One of the big jokes among people who manage scientific datasets goes like this:
The great thing about standards is … there are so many to choose from!
While this one liner may never make it to late-night TV, there is much truth to it. Many “standards” exist, and many more are invented each month to accommodate the special needs of new types of data or new software for processing data.
There is, however, one exception that proves the rule: ISO 8601– the international standard for representing dates and times.
What is so hard about understanding dates?
Every American child knows how to write a date like “Feb 26, 2020”. For the purposes of internationalization we must of course substitute the month name with a number leading to the familiar “2/26/20” older Americans use when writing a paper check. After the whole Y2K debacle a few years back we also learned that we really need to spell out the full year which leads us to “2/26/2020”. So what is wrong with this format?
Well, the French would write it as “26/2/2020” , the Germans as “26.2.2020”, and the Chinese as “2020-02-26”
It is clear that there is more we need to worry about if we wish to have machine readable, fully internationalized dates:
- Are they little-, big- or middle-endian (day-month-year, year-month-day or month-day-year)
- What separator is used?
- Are single digit months and days zero-padded?

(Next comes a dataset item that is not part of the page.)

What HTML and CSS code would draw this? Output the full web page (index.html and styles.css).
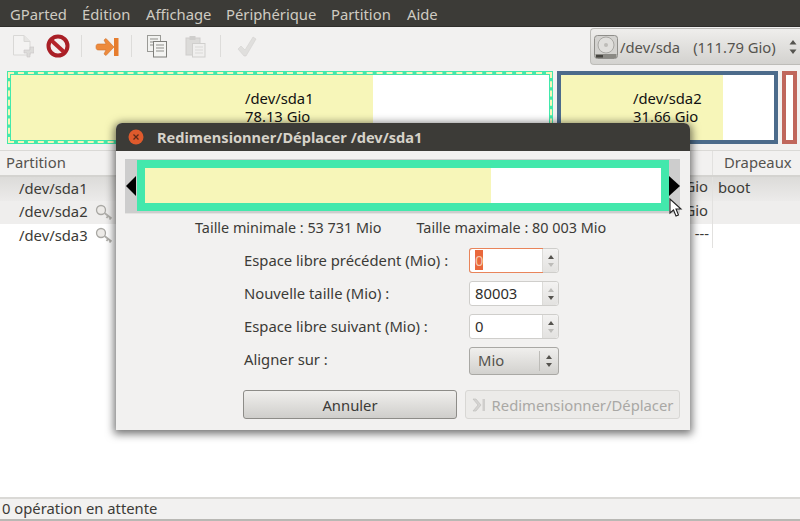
FILE: index.html
```html
<!DOCTYPE html>
<html lang="fr">
<head>
<meta charset="utf-8">
<title>GParted</title>
<link rel="stylesheet" href="styles.css">
</head>
<body>
<div class="app">
  <nav class="menubar">
    <span class="m1">GParted</span><span class="m2">Édition</span><span class="m3">Affichage</span><span class="m4">Périphérique</span><span class="m5">Partition</span><span class="m6">Aide</span>
  </nav>
  <div class="toolbar">
    <div class="tools">
      <svg class="tool t-new" width="22" height="26" viewBox="0 0 22 26"><path d="M1.500 1.500H12L18 7.500V21H1.500Z" fill="#f4f3f2" stroke="#d9d8d6"/><path d="M12 1.500V7.500H18" fill="#e6e5e3" stroke="#d9d8d6"/><path d="M15 16h3v-3h4v3h0v3h-4v4h-3v-4h-3v-3z" fill="#dddcda" stroke="#c9c8c6" stroke-width=".6"/></svg>
      <svg class="tool t-del" width="24" height="24" viewBox="0 0 24 24"><circle cx="12" cy="12" r="9.500" fill="#f3eeee" stroke="#a91f26" stroke-width="4"/><path d="M5.500 6.500L18 18" stroke="#b5232a" stroke-width="4"/></svg>
      <i class="sep s1"></i>
      <svg class="tool t-res" width="24" height="20" viewBox="0 0 24 20"><path d="M1 10C1 7.500 2 7 4 7H11L9 3 11 1.500l8 8.500-8 8.500L9 17l2-4H4C2 13 1 12.500 1 10Z" fill="#ed8a3c" stroke="#d0702a" stroke-width=".6"/><rect x="19" y="1" width="4.500" height="18" fill="#e67d2e"/></svg>
      <i class="sep s2"></i>
      <svg class="tool t-copy" width="22" height="24" viewBox="0 0 22 24"><rect x="1.500" y="1.500" width="13" height="16" fill="#f2f2f0" stroke="#9a9a96"/><path d="M4 5h8M4 8h8M4 11h8" stroke="#8f8f8b"/><rect x="7.500" y="7.500" width="13" height="15.500" fill="#f4f4f2" stroke="#7f7f7b"/><path d="M10 11h8M10 14h8M10 17h8" stroke="#8f8f8b"/></svg>
      <svg class="tool t-paste" width="21" height="23" viewBox="0 0 21 23"><rect x="1" y="3" width="14" height="17" fill="#dcdbd9" stroke="#cfcecc"/><rect x="4.500" y="1" width="6" height="4" fill="#cfcecc"/><rect x="7.500" y="8.500" width="12.500" height="13.500" fill="#f0efee" stroke="#d0cfcd"/><path d="M10 12h8M10 15h8M10 18h8" stroke="#dad9d7"/></svg>
      <i class="sep s3"></i>
      <svg class="tool t-ok" width="20" height="22" viewBox="0 0 20 22"><path d="M1 13l3-3 4 4L16 1l3 2-10 17h-2z" fill="#e0dfdd" stroke="#d3d2d0" stroke-width=".6"/></svg>
    </div>
    <div class="disk">
      <svg width="26" height="26" viewBox="0 0 26 26"><rect x="1.500" y="1.500" width="23" height="23" rx="3" fill="#d3d2cf" stroke="#8f8e8a"/><circle cx="13" cy="11" r="8" fill="#e0dfdc" stroke="#a9a8a4"/><circle cx="13" cy="11" r="2" fill="#bdbcb8"/><path d="M2.500 20H23.500V23a1 1 0 0 1-1 1H3.500a1 1 0 0 1-1-1Z" fill="#8a8984"/><rect x="3" y="21" width="7" height="2.500" fill="#45443f"/></svg>
      <span class="disk-name">/dev/sda</span><span class="disk-size">(111.79 Gio)</span>
      <svg class="updown" width="8" height="16" viewBox="0 0 8 16"><path d="M4 1L7.500 5.500H.5ZM4 15L.5 10.500H7.500Z" fill="#55544f"/></svg>
    </div>
  </div>
  <div class="graph">
    <div class="part p1"><div class="used u1"></div><div class="plabel l1">/dev/sda1<br>78.13 Gio</div></div>
    <div class="part p2"><div class="used u2"></div><div class="plabel l2">/dev/sda2<br>31.66 Gio</div></div>
    <div class="part p3"></div>
  </div>
  <div class="table">
    <div class="row head"><span class="c1">Partition</span><span class="c2"></span><span class="c3">Drapeaux</span></div>
    <div class="row sel"><span class="c1 in">/dev/sda1</span><span class="c2">Gio</span><span class="c3">boot</span></div>
    <div class="row alt"><span class="c1 in">/dev/sda2<svg class="key" width="18" height="17" viewBox="0 0 18 17"><circle cx="6" cy="6" r="4.500" fill="#eceae7" stroke="#a9a8a4" stroke-width="1.300"/><path d="M9.500 9l7 5.500M13 12l-1.500 2M15.500 14l-1 1.500" stroke="#b0afab" stroke-width="1.800" fill="none"/></svg></span><span class="c2">Gio</span><span class="c3"></span></div>
    <div class="row"><span class="c1 in">/dev/sda3<svg class="key" width="18" height="17" viewBox="0 0 18 17"><circle cx="6" cy="6" r="4.500" fill="#eceae7" stroke="#a9a8a4" stroke-width="1.300"/><path d="M9.500 9l7 5.500M13 12l-1.500 2M15.500 14l-1 1.500" stroke="#b0afab" stroke-width="1.800" fill="none"/></svg></span><span class="c2 dash">---</span><span class="c3"></span></div>
  </div>
  <footer class="status">0 opération en attente</footer>
</div>

<section class="dialog">
  <header class="titlebar">
    <svg width="16" height="16" viewBox="0 0 16 16"><circle cx="8" cy="8" r="7.500" fill="#df5a2c"/><path d="M5.500 5.500l5 5M10.500 5.500l-5 5" stroke="#5e2a18" stroke-width="1.300"/></svg>
    <span>Redimensionner/Déplacer /dev/sda1</span>
  </header>
  <div class="resizer">
    <i class="handle left"></i>
    <div class="frame"><div class="frame-used"></div></div>
    <i class="handle right"></i>
  </div>
  <div class="limits"><span>Taille minimale : 53 731 Mio</span><span>Taille maximale : 80 003 Mio</span></div>
  <div class="form">
    <label>Espace libre précédent (Mio) :</label>
    <div class="spin focus"><span class="val"><mark>0</mark></span><span class="arrows"><b class="up"></b><b class="down off"></b></span></div>
    <label>Nouvelle taille (Mio) :</label>
    <div class="spin"><span class="val">80003</span><span class="arrows"><b class="up off"></b><b class="down"></b></span></div>
    <label>Espace libre suivant (Mio) :</label>
    <div class="spin"><span class="val">0</span><span class="arrows"><b class="up"></b><b class="down off"></b></span></div>
    <label>Aligner sur :</label>
    <div class="select"><span class="val">Mio</span><span class="arrows"><b class="up dark"></b><b class="down dark"></b></span></div>
  </div>
  <div class="buttons">
    <button class="btn" type="button">Annuler</button>
    <button class="btn off" type="button"><svg width="14" height="14" viewBox="0 0 14 14"><path d="M1 1l5 6-5 6h3l5-6-5-6z" fill="#d5d4d2" stroke="#bdbcba" stroke-width=".6"/><rect x="10.500" y="1" width="2.500" height="12" fill="#cfcecc"/></svg>Redimensionner/Déplacer</button>
  </div>
</section>
<svg class="cursor" width="14" height="20" viewBox="0 0 14 20"><path d="M1 1v14l3.500-3 2.500 6 2.500-1-2.500-6h5z" fill="#fff" stroke="#222" stroke-width="1.100"/></svg>
</body>
</html>
```

FILE: styles.css
```css
* { box-sizing: border-box; }
html, body { margin: 0; height: 100%; }
body {
  width: 800px; height: 521px; overflow: hidden; position: relative;
  background: #fff; color: #3c3b37;
  font: 14.800px/18px "Noto Sans", "Open Sans", sans-serif;
}
.app { display: flex; flex-direction: column; height: 521px; }

.menubar { height: 27px; flex: none; display: flex; align-items: center; padding: 2px 0 0 10px; background: #3c3b37; color: #cfcbc2; border-bottom: 1px solid #2f2e2b; }
.menubar span { display: block; }
.m1 { width: 72px; } .m2 { width: 64px; } .m3 { width: 80px; } .m4 { width: 105px; } .m5 { width: 76px; }

.toolbar { height: 44px; flex: none; display: flex; justify-content: space-between; background: #f2f1f0; }
.tools { display: flex; align-items: flex-start; padding: 7px 0 0 12px; }
.tool { flex: none; display: block; }
.t-new { margin-right: 12px; }
.t-del { margin-right: 11px; }
.sep { display: block; width: 1px; height: 22px; background: #dddcda; margin-top: 1px; }
.s1 { margin-right: 13px; }
.t-res { margin-top: 3px; margin-right: 12px; }
.s2 { margin-right: 14px; }
.t-copy { margin-right: 17px; }
.t-paste { margin-right: 14px; margin-top: 1px; }
.s3 { margin-right: 16px; }
.t-ok { margin-top: 2px; }

.disk { width: 210px; height: 37px; margin-top: 1px; display: flex; align-items: center; padding: 0 0 0 2px; gap: 1px; border: 1px solid #bdbcb8; border-right: 0; border-radius: 4px 0 0 4px; background: linear-gradient(#efeeec, #d3d2cf); color: #55534e; }
.disk-size { margin-left: 12px; }
.updown { margin-left: 12px; }

.graph { height: 79px; flex: none; display: flex; align-items: flex-start; padding: 0 3px 0 7px; gap: 4px; background: #f2f1f0; color: #111; }
.part { position: relative; height: 73px; background: #fff; display: flex; }
.p1 { width: 546px; border: 4px solid #43e8ac; outline: 2px dashed #f7f6b9; outline-offset: -3px; }
.p2 { width: 221px; border: 4px solid #4c6b8b; }
.p3 { width: 15px; border: 4px solid #c0675c; }
.used { background: #f7f6b9; height: 100%; }
.u1 { width: 362px; }
.u2 { width: 162px; }
.plabel { position: absolute; top: 14px; line-height: 18px; }
.l1 { left: 234px; }
.l2 { left: 72px; }

.table { flex: 1; background: #fff; border-top: 1px solid #dad9d6; min-height: 0; }
.row { display: grid; grid-template-columns: 712px 1fr; height: 24px; align-items: center; position: relative; }
.row .c2 { position: absolute; right: 92px; top: 0; }
.row .c1 { padding: 0 0 3px 19px; display: flex; align-items: center; gap: 7px; }
.row .c3 { padding-left: 5px; height: 100%; border-left: 1px solid #e2e1df; line-height: 21px; }
.head { height: 26px; background: #f2f1f0; border-bottom: 2px solid #d4d3d0; color: #55534e; }
.row.head .c1 { padding: 0 0 2px 6px; }
.row.head .c3 { padding-left: 11px; line-height: 22px; }
.sel { background: linear-gradient(#dcdbd9, #ecebea); }
.alt { background: #efeeed; height: 23px; }
.key { flex: none; margin-top: 2px; }
.dash { right: 91px !important; }

.status { height: 24px; flex: none; background: #f2f1f0; border-top: 2px solid #dad9d6; border-bottom: 2px solid #b9b8b4; padding-left: 2px; line-height: 18px; }

.dialog { position: absolute; left: 116px; top: 123px; width: 574px; height: 307px; background: #f2f1f0; border-radius: 6px 6px 0 0; box-shadow: 0 2px 9px 2px rgba(0,0,0,.55); display: flex; flex-direction: column; }
.titlebar { height: 28px; flex: none; display: flex; align-items: center; gap: 13px; padding: 0 0 1px 12px; background: #3c3b37; border-radius: 6px 6px 0 0; color: #d6d2c9; font-weight: 700; font-size: 14.600px; }

.resizer { margin: 8px 10px 0 9px; height: 54px; background: #cdcdcd; display: flex; align-items: center; justify-content: space-between; box-shadow: 0 1px 0 #e4e3e1; padding: 0 0 0 1px; position: relative; }
.frame { position: absolute; left: 12px; width: 532px; top: 1px; height: 51px; border: 8px solid #43e8ac; background: #fff; }
.frame-used { width: 346px; height: 100%; background: #f7f6b9; }
.handle { display: block; width: 0; height: 0; border-top: 10px solid transparent; border-bottom: 10px solid transparent; position: relative; z-index: 1; }
.handle.left { border-right: 10px solid #000; }
.handle.right { border-left: 11px solid #000; }

.limits { display: flex; justify-content: flex-start; gap: 35px; padding: 6px 0 0 79px; height: 35px; font-size: 14.400px; }

.form { display: grid; grid-template-columns: 225px 90px; grid-auto-rows: 25px; row-gap: 8px; padding-left: 128px; align-items: center; }
.form label { padding-bottom: 2px; }
.spin, .select { height: 25px; width: 90px; display: flex; border: 1px solid #cfcecb; border-radius: 3px; background: #fff; }
.spin .val { flex: 1; padding-left: 5px; line-height: 22px; color: #2f2e2b; }
.spin.focus .val { box-shadow: 0 0 0 1px #e9845a; border-radius: 2px 0 0 2px; }
mark { background: #e9683c; color: #f5c9b0; }
.arrows { width: 16px; flex: none; display: flex; flex-direction: column; align-items: center; justify-content: center; gap: 4px; background: linear-gradient(#f3f2f1, #e3e2e0); border-left: 1px solid #dcdbd8; border-radius: 0 3px 3px 0; }
.arrows b { display: block; width: 0; height: 0; border-left: 3px solid transparent; border-right: 3px solid transparent; }
.arrows .up { border-bottom: 4px solid #55534e; }
.arrows .down { border-top: 4px solid #55534e; }
.arrows .up.off { border-bottom-color: #bdbcb9; }
.arrows .down.off { border-top-color: #bdbcb9; }
.select { height: 28px; margin-top: 2px; background: linear-gradient(#f0efed, #d2d1ce); border-color: #a9a8a4; color: #55534e; }
.select .val { flex: 1; padding-left: 8px; line-height: 25px; }
.select .arrows { background: none; width: 19px; border-left: 1px solid #bdbcb8; margin: 3px 0; }

.buttons { display: flex; gap: 8px; padding: 18px 0 0 127px; }
.btn { font: inherit; width: 214px; height: 29px; border: 1px solid #8d8c88; border-radius: 3px; background: linear-gradient(#f0efed, #cfcecb); color: #3c3b37; padding: 0 0 0 0; display: flex; align-items: center; justify-content: center; gap: 6px; }
.btn.off { width: 215px; border-color: #d8d7d4; background: #ecebe9; color: #a9a8a5; }

.cursor { position: absolute; left: 669px; top: 198px; }
```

- What is the relevant time zone? (If you didn’t think time zones were important, just remember that the attack on Pearl Harbor took place on December 8th according to the Japanese calendar, not FDR’s “December 7, 1941 — a date which will live in infamy …”)
In fact, humans have come up with a bewildering variety of ways to express calendar dates. Which is precisely what leads us to ISO 8601.
The International Organization for Standards Technical Corrigendum 8601-1:2019 describes an unambiguous standard for representing dates, times and time zone information. For only 158 Swiss Franks you can buy a copy for your library. (In the interest of brevity we will spare you the diatribe against charging for descriptions of international standards.)
As usual, the Wikipedia page has an excellent description of the indented of use of ISO 8601:
In general, ISO 8601 applies to representations and formats of dates in the Gregorian (and potentially proleptic Gregorian) calendar, of times based on the 24-hour timekeeping system (with optional UTC offset), of time intervals, and combinations thereof. The standard does not assign any specific meaning to elements of the date/time to be represented; the meaning will depend on the context of its use. In addition, dates and times to be represented cannot include words with no specified numerical meaning in the standard (e.g., names of years in the Chinese calendar) or that do not use characters (e.g., images, sounds).https://en.wikipedia.org/wiki/ISO_8601
Any date-time combination between the adoption of the Gregorian calender (1582-1929 on a per country basis) and “December 31, 9999” can be unambiguously represented with this format.
As careful data managers, our job often involves cleaning up datasets that were generated by humans and human-oriented tools and making them consistent and machine readable. We are often surprised by the lengths to which data providers will go to make this task difficult:
- spreadsheets with 2-digit years, month names and non-zero padded days
- databases with fields for years and Julian days (i.e. day number between 1 and 365)
- XML output with dates, locations and local times rather than UTC times
- ambiguous all-numeric, non-zero padded formats like “2122009”
Each of these choices may have made sense to those collecting the data and may in fact be required in order to work with the hardware and software needed for their particular project. But that doesn’t mean that these choices must be inflicted on the ultimate end users of the data. Luckily, the ISO 8601 standard is supported by every important computer language. So parsing non-standard date information to create ISO 8601 date representations is relatively straightforward.
Whatever we are using for data storage, when working with dates it is important to include a field, column, element, etc. that contains the ASCII ISO 8601 representation of the date.
What this means in practical terms is that for every dataset we work with we must:
- Understand how to use ISO 8601 in our chosen programming language or analysis software.
- Identify whether the source data has an ISO 8601 date field.
- If it does, validate each entry in this field.
- If it does not, process the available date information found in other fields and create the ISO 8601 date string which should be stored in an appropriately named field e.g. “ISO_datetime” (though we prefer just “datetime”).
We do not worry about the data duplication involved in having “day”, ”month”, ”year” and “datetime” fields. Data storage is cheap. Human misunderstanding is expensive. Once we have the “datetime” field in our dataset we will have greatly enhanced the utility of the dataset for all downstream users, be they human or machine.
Dealing with the inconsistencies of date and time formats has resulted in a larger waste of human effort than probably any other issue in data management. Lets put the issue entirely to rest by insisting that every dataset with dates include a “datetime” field.